Most of the measures announced by the 2017 Belgian summer agreement were finally adopted in the Law of 25 December 2017 on the reform of corporation income tax (as published in the Belgian Gazette on 29 December 2017).

According to the explanatory memorandum of the draft law, the government's objective was "to aim for a simplified system with a higher level of fairness and legal certainty".

This reform, which aims to be budget neutral, focuses on two main elements: the lowering of the nominal corporate tax rate and the broadening of the tax base.

The law of 25 December 2017 was also an opportunity for the government to transpose into Belgian law the tax rules adopted within the ATAD Directive I & II.

The reform comes into force in three phases.

The first new measures (Phase I) entered into force on 1 January 2018 and are applicable as from tax year 2019 relating to a taxable period which begins at the earliest on 1 January 2018 at least.
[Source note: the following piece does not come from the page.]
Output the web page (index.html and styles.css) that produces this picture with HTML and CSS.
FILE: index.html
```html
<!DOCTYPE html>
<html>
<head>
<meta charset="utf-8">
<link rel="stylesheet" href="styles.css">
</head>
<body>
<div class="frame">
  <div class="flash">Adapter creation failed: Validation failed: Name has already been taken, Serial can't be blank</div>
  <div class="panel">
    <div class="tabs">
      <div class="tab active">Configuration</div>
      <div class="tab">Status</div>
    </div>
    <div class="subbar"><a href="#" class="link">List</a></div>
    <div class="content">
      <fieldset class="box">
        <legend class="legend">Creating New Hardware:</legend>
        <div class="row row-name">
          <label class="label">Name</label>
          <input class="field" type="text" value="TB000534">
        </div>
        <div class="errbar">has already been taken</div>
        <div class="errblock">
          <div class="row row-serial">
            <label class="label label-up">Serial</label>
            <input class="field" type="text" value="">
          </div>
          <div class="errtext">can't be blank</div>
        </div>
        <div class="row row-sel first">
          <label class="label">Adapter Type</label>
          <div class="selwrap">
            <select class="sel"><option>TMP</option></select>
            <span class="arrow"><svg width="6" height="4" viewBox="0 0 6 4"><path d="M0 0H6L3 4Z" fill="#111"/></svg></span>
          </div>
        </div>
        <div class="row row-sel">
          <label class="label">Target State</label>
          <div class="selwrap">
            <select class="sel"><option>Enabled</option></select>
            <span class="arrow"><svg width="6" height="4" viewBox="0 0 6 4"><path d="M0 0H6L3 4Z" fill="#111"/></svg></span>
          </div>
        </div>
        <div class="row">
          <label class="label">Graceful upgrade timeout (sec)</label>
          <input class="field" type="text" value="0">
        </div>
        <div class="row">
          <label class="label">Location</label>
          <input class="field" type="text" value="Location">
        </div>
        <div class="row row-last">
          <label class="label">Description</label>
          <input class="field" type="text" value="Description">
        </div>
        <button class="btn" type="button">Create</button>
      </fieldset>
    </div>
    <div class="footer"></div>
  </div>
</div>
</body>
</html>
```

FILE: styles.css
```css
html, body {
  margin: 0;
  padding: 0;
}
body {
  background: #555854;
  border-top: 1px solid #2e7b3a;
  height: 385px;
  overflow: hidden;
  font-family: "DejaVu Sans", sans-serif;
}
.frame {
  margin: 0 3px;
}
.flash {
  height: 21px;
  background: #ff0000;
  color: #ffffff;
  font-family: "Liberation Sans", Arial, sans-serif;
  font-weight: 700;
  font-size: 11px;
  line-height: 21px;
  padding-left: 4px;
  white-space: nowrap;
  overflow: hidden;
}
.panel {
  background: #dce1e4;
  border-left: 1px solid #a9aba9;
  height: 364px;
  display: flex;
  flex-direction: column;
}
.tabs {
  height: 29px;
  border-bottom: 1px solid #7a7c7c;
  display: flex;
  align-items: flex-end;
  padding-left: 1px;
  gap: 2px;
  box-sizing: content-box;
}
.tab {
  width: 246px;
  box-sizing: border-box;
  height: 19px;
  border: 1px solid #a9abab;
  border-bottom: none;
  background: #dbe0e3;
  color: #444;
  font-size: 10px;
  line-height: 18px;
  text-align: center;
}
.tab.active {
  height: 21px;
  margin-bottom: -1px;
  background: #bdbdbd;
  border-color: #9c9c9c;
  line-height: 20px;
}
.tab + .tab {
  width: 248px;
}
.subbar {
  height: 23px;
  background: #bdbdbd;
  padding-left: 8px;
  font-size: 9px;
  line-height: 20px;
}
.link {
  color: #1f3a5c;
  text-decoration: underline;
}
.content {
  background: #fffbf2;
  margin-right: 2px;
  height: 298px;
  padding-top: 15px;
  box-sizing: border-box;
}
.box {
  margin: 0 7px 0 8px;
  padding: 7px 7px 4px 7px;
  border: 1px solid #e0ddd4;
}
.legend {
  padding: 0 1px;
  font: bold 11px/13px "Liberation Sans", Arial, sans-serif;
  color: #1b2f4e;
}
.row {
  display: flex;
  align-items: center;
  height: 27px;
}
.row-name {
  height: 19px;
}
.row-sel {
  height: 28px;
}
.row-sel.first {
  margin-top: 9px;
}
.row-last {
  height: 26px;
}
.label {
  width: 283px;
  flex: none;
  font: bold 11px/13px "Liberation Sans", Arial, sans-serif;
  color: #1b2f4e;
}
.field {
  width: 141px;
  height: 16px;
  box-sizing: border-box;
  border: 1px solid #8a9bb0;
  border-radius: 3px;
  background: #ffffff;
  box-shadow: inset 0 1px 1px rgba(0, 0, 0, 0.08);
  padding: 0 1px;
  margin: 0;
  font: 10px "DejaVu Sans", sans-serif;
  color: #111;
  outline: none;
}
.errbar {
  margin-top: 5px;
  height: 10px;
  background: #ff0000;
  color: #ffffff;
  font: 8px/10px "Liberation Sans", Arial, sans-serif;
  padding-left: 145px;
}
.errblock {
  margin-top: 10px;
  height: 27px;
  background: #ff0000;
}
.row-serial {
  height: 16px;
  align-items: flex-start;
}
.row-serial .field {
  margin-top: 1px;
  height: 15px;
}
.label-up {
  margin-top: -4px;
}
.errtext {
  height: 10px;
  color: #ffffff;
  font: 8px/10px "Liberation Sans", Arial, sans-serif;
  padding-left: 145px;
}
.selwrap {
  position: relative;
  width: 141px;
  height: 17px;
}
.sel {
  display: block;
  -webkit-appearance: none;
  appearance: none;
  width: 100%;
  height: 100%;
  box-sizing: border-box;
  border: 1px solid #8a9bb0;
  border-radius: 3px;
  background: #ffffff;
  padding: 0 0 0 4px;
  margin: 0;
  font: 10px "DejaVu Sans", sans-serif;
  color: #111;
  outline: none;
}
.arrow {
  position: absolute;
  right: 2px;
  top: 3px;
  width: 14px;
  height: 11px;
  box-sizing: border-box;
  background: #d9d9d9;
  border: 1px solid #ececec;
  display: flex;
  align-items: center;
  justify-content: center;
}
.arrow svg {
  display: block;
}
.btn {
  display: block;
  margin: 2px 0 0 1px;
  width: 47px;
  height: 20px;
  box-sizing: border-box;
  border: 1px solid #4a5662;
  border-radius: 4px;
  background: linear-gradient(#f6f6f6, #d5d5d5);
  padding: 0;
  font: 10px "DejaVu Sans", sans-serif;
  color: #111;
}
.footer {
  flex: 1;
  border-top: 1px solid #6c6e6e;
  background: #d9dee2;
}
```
Other measures (Phase II) will enter into force on 1 January 2019 and will be applicable as from tax year 2020 relating to a taxable period which begins at the earliest on 1 January 2019. These measures include introducing a limited tax consolidation.

Finally, the last measures (Phase III) are planned to enter into force on 1 January 2020 and will be applicable as from tax year 2021 for a taxable period which begins at the earliest on 1 January 2020.